Requirement >> Gather up all lines that carry the word "component".

Entries provided >>
..........

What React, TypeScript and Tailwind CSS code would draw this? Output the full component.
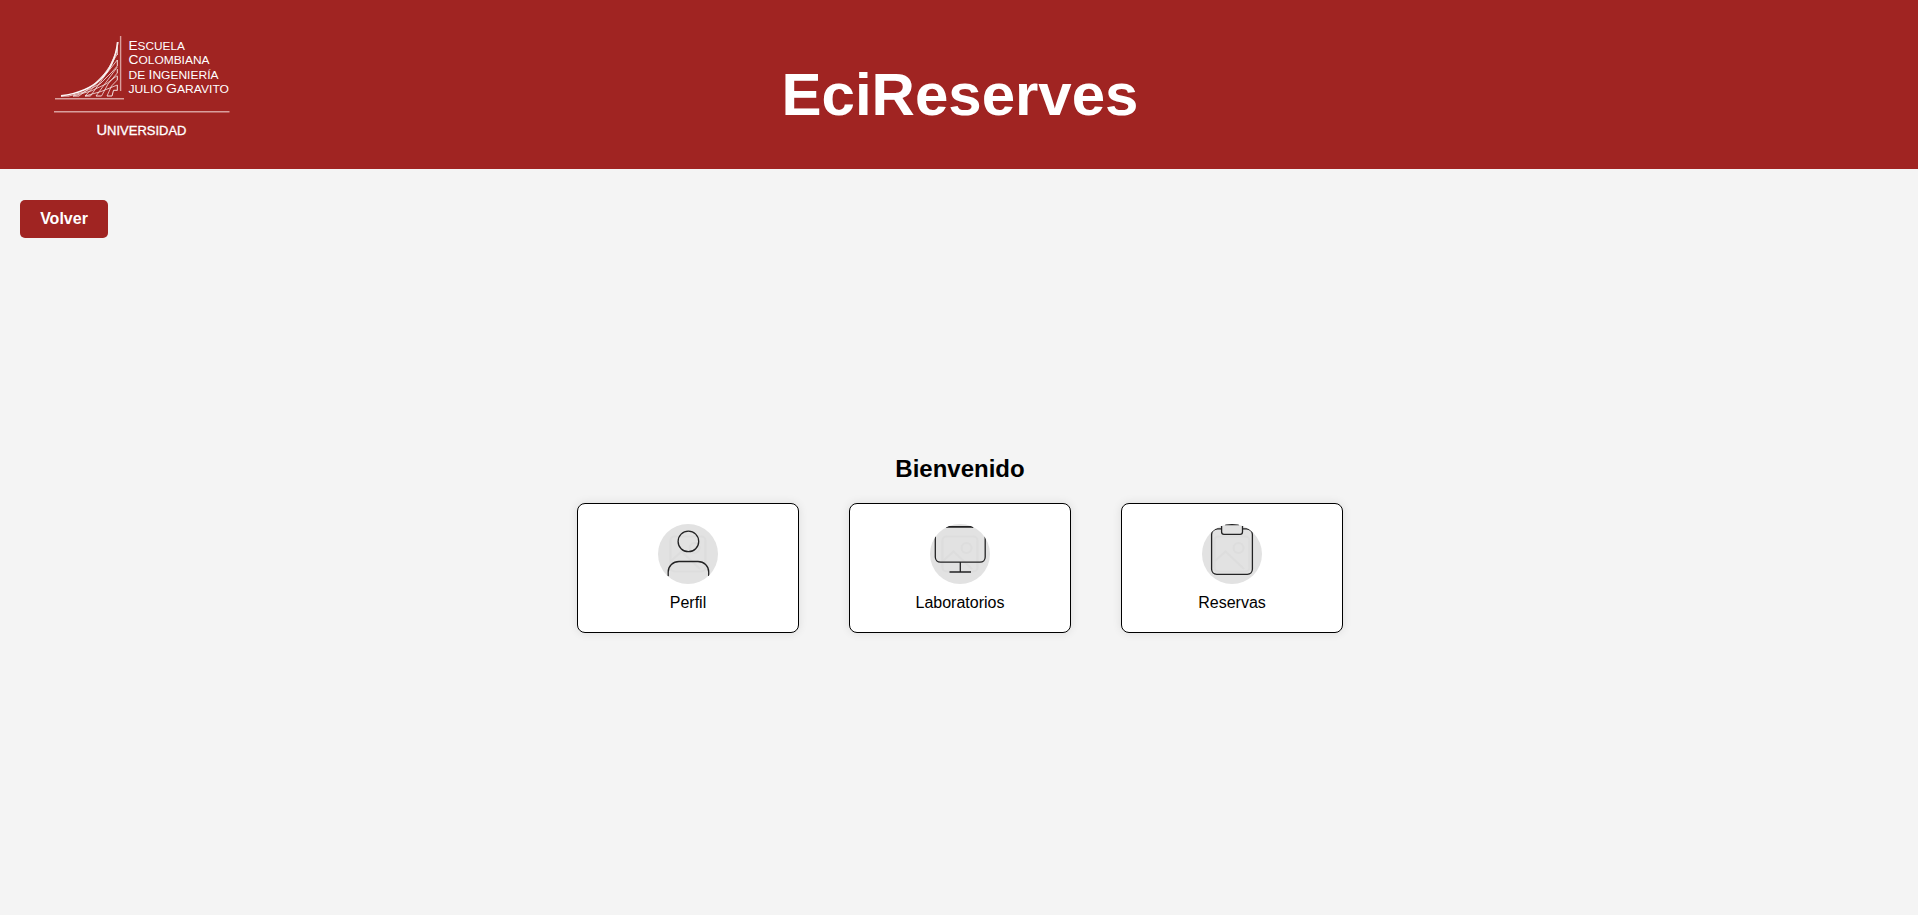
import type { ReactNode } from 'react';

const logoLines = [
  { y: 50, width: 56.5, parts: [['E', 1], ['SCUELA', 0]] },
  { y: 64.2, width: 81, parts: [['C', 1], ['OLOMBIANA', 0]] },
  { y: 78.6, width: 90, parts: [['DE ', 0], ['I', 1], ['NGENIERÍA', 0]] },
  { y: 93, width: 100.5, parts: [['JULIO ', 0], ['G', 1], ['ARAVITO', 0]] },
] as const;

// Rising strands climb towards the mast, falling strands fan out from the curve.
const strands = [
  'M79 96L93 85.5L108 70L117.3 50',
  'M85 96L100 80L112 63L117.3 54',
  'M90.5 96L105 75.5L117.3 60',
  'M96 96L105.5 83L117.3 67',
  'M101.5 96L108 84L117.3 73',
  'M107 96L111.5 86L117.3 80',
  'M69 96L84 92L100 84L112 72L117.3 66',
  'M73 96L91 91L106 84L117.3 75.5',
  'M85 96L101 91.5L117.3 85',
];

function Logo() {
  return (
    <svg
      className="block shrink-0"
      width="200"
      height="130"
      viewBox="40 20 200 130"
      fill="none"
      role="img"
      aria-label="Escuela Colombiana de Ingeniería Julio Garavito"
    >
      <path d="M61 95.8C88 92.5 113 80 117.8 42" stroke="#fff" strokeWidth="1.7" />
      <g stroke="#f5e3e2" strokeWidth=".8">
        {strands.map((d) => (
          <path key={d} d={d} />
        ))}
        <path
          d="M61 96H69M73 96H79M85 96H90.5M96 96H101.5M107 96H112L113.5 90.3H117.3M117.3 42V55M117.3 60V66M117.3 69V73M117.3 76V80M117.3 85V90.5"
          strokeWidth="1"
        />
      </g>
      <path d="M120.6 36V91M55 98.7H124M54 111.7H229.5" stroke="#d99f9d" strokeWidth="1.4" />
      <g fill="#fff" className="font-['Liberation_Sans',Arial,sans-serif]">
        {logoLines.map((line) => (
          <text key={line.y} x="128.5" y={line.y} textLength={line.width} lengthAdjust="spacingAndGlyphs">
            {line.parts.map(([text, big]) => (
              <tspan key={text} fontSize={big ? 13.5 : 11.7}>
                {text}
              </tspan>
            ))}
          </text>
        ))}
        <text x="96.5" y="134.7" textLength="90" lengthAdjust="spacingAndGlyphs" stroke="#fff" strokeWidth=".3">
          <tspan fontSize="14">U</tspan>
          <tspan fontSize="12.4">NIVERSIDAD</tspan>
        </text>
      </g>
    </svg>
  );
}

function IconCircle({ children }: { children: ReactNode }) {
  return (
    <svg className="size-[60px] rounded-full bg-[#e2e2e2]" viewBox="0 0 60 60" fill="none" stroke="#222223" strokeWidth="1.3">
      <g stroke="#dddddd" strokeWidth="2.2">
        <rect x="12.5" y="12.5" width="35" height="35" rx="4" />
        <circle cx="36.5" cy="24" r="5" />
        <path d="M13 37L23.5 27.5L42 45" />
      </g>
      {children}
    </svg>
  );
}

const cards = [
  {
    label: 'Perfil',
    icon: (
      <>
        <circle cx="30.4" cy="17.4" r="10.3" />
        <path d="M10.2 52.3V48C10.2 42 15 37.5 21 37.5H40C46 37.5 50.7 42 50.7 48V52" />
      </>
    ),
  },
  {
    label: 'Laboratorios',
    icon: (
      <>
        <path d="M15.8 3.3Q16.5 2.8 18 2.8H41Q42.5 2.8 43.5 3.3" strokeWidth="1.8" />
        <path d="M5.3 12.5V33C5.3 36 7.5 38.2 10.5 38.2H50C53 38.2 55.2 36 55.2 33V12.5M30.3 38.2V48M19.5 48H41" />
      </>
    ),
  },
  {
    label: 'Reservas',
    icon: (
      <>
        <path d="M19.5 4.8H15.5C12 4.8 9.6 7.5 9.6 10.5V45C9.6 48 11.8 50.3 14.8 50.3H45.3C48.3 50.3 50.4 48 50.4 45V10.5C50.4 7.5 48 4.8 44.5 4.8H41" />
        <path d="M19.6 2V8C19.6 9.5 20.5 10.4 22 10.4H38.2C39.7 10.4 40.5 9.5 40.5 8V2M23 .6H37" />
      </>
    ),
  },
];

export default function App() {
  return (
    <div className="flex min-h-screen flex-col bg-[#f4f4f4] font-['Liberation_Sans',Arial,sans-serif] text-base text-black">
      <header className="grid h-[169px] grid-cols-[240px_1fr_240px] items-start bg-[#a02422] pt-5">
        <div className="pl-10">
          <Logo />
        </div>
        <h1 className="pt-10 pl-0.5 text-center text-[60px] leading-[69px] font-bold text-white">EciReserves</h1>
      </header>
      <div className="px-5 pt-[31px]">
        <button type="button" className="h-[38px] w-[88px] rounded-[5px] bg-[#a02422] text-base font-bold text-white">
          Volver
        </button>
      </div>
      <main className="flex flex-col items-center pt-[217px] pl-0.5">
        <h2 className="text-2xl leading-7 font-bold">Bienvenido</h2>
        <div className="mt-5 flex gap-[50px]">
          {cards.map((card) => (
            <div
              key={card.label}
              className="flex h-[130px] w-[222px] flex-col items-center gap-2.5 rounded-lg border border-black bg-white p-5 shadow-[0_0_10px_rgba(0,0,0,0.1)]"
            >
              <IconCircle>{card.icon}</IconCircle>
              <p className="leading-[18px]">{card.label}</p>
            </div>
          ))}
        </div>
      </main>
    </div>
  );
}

..........

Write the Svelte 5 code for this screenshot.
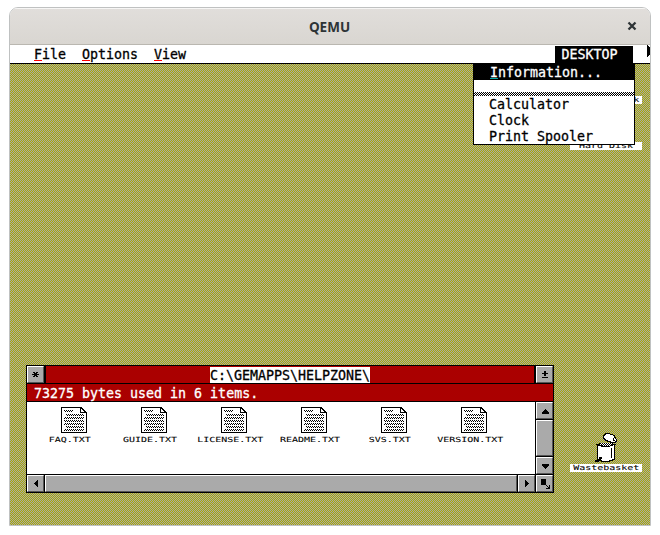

..........

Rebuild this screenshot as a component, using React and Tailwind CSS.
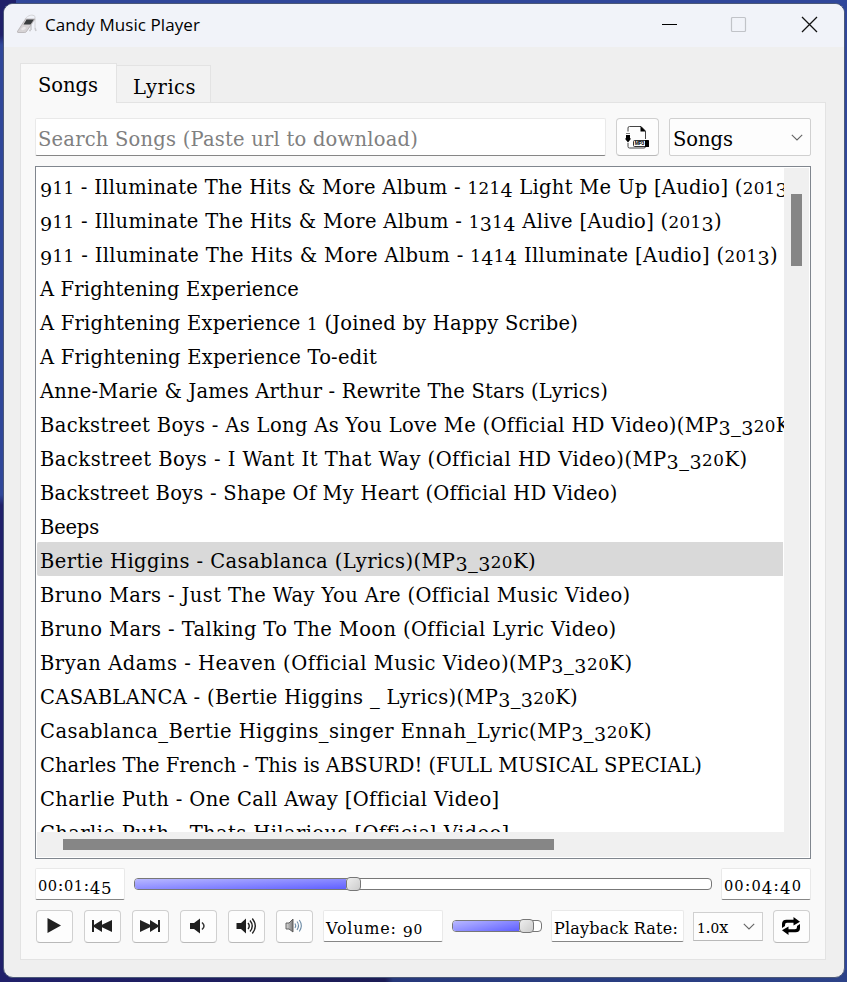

..........

Exercise result >>
What React, TypeScript and Tailwind CSS code would draw this? Output the full component.
Rebuild this screenshot as a component, using React and Tailwind CSS.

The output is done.